Da Vinci Code and sinusitis

While traveling, I picked up a copy of Dan Brown's huge bestseller, The Da Vinci Code. I haven't indulged in popular fiction since junior high, but the dearth of English-language books in South America broke down my snobbery defenses. At every bookstore, the choice came down to embarrassment minimization: which trashy novel would I be least embarrassed to be caught reading? Authors with a lock on English language shelf space in South America include Danielle Steele, Jackie Collins, J.K. Rowling, Stephen King, Richard North Patterson, and an assortment of other names who are vaguely familiar as icons of American pop fiction.
Many pop fiction authors write glowing reviews for each other, and these decorate the back covers. Dan Brown's book won out because of the glowing reviews I'd seen from less biased and somewhat more respected critics online, from journals like The New York Times and Salon.
I finally got around to starting the book this weekend, and I haven't been able to set it down. It's hardly fine literature, but it is pure thriller, with a cliffhanger at the end of every short chapter, some only a page or two long. What's most intriguing is that it mixes in ideas and legends from the real world in such a way that you can't tell what's fact or fiction. I'll try not to give any plotlines away, but one of the central clues in the novel is that Leonardo Da Vinci's painting The Last Supper depicts Mary Magdalene, and not John, seated to Jesus' right. If you look closely enough at the painting, the apostle seated to Jesus' right does look like a woman. The novel discusses the number phi, 1.618, and the Fibonnaci sequence. Key characters in the novel include secret societies like the Knights Templar and the Priory de Scion, and the Opus Dei. That Brown weaves all these together in a complex but believable plot is its primary appeal.
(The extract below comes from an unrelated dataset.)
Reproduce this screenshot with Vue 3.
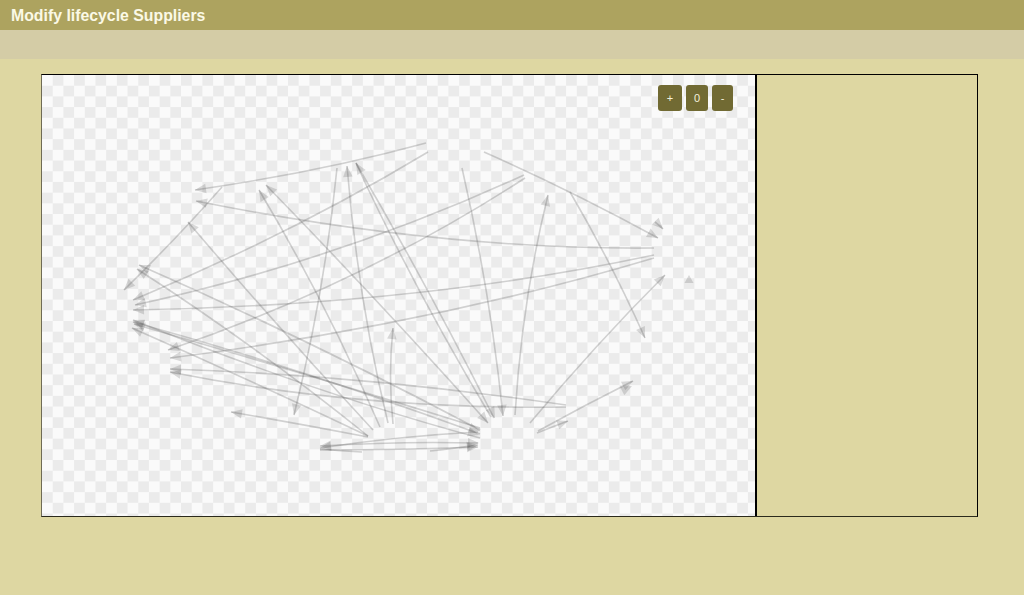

If I don't finish the book this weekend, though, it will be because of a nasty sinus infection, my second this year. I had one after returning from Brazil, and I've brought another back from South America. I suspect it is the result of inhaling some river water outside of Cusco, Peru, when I leaped from a 25 foot bridge into the Urubamba River at the end of a white water rafting trip. The river water probably wasn't very sanitary considering how much trash had been tossed into it by the locals. We could see thousands of plastic bags along the river's edge, plucked out of the water by branches of trees and bushes.
I had never had a sinus infection until this year, so it took me longer than usual to diagnose it. I finally realized it Saturday, but my doc doesn't have an on-call number so I've been craving antibiotics all this holiday weekend. So miserable am I, with my aching teeth, throbbing sinuses, runny nose, and mild headache. It prevented me from enjoying to the fullest the pleasant weather, the Sasquatch Music Festival, my first road bike excursion in months, my first tennis match in years, and the play Over the Moon by Steven Dietz.